Gli anni 80 del professore milanese si chiudono così, con un disco in bianco e nero. Dalla copertina alle otto canzoni e all'umore che le caratterizza.
"Milady" è un disco dal parto travagliato per via di controversie con lo storico produttore Michelangelo Romano, un disco che risente di un certo peso, quello delle difficoltà, le lontananze, gli anni, le riflessioni davanti allo specchio. E' un disco fortemente malinconico, triste per volere e costrizione assieme. Roberto sta lì davanti a se stesso e probabilmente beve un Cognac accompagnato dal consueto Toscano, si studia nei riflessi, guarda la propria vita e quello che ne fa parte, i figli che crescono e un giorno li accompagnerai a scuola e non saranno più davvero tuoi.
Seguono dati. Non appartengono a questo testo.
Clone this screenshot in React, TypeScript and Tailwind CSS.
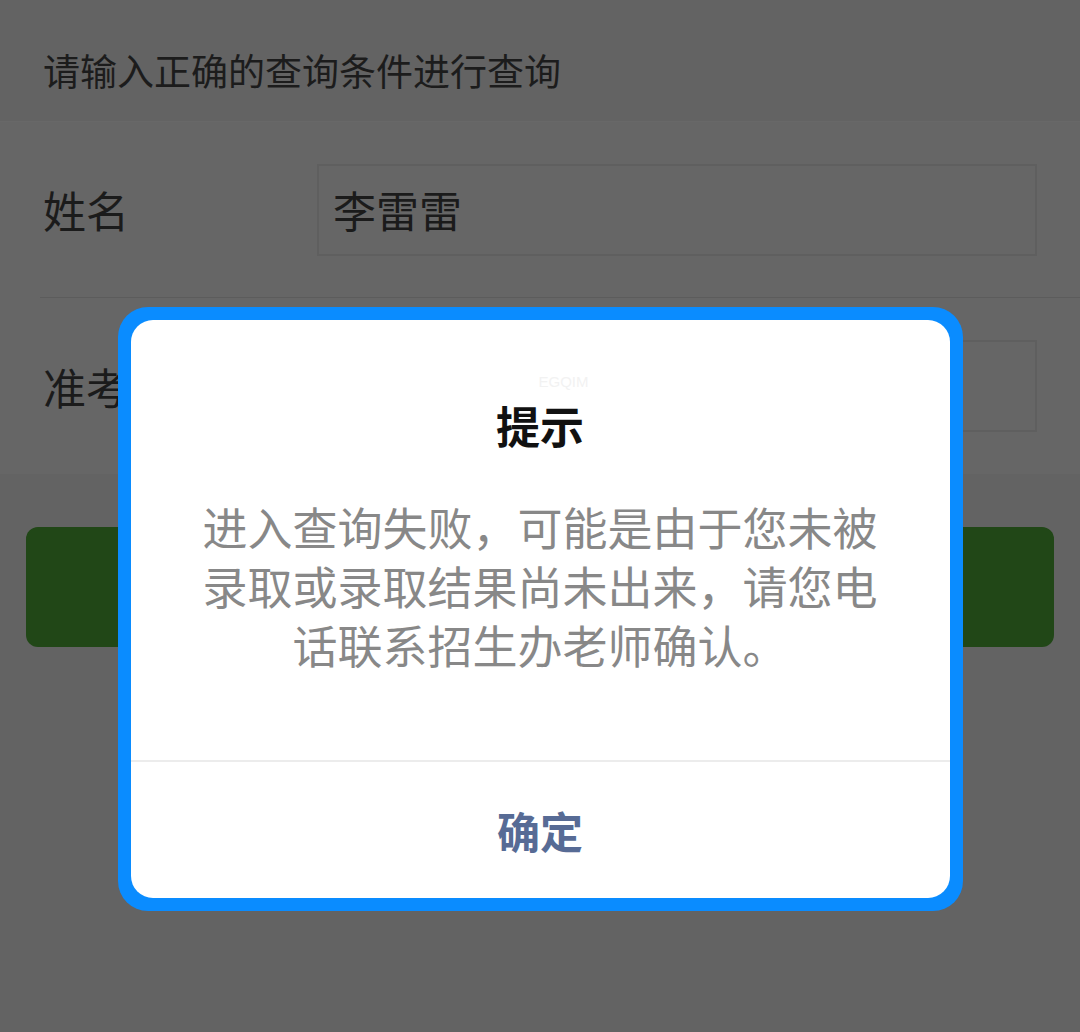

Non scopre nulla di nuovo, e lo canta. "Passano gli anni passano, crescono i bimbi crescono" e Vecchioni impara che "il tempo è bellezza". Così, a tarda notte e con un Baileys al posto del Cognac, "Milady" pare davvero essere il suo specchio, fisso alla parete della camera da letto matrimoniale. "Leonard Cohen" è con ogni probabilità una delle sue migliori canzoni d'amore, dove nelle immagini sbiadite riemerge una nostalgica Venezia, "un albergo di quando mi ami, quando i figli non c'erano ancora ed io solo baciavo i tuoi seni". Strade silenziose in cui non possono correre automobili, una laguna verdastra sulle cui acque fredde galleggia il passato. "Ma è soltanto una scusa Venezia, ci saremmo capiti ugualmente".
Passati i 40 Vecchioni canta quella che è la sua compagna, la donna che lo ha scelto, capisce qual è il senso dello stare insieme nella vita, forse capisce anche dove sta l'amore vero. E si racconta nella sua doppia identità, cantautore costantemente in tour da un lato, padre di famiglia dall'altro: la canzone che dà il titolo al disco, "Milady", rappresenta il primo dei due volti cantato con fare rockeggiante che puzza di anni 80 lontano un chilometro mentre il secondo lo si trova in "Certezze", la quale suona a tratti come una filastrocca. Musicalmente non eccelso, specie negli arrangiamenti che paiono uguali in tutte le canzoni, il disco in questione diventa grande per la sua intimità esposta al pubblico, le sfumature grige che lo colorano di tinte malinconiche e di emozioni soffuse, oltre alla consueta vena poetica fra le più alte nella nostra musica. "Gli anni" vede aprirsi la scatola dei ricordi mentre continuano a cadere fogli dal calendario, "Alessandro e il mare" racconta di soldati e d'acqua, passione di sempre, Alessandro così grande fuori e così piccolo dentro mentre ricorda la fontana dei giardini, "Poesia scritta in un bar" nasce quasi per gioco e "Mariù" è forse il tasto più debole.
Chiude "Polo Sud", lunga e triste confessione di chi ha deciso di partire per dimenticare ma poi ha incontrato il nulla, la voce fredda canta una storia gelida prima che ci si dilunghi un po' troppo in fraseggi e coretti. A quasi tre mesi dal trionfo di Sanremo con una canzone senza infamia e senza lode, ascoltando "Milady" si capisce perchè qualche riconoscimento è stato sacrosanto darglielo, seppur nei momenti sbagliati (ci metto anche il Festivalbar di "Voglio una donna").
Nessuno stupore in questo disco, nessun colpo di scena, Vecchioni è quello di sempre. Ma qui un po' di più.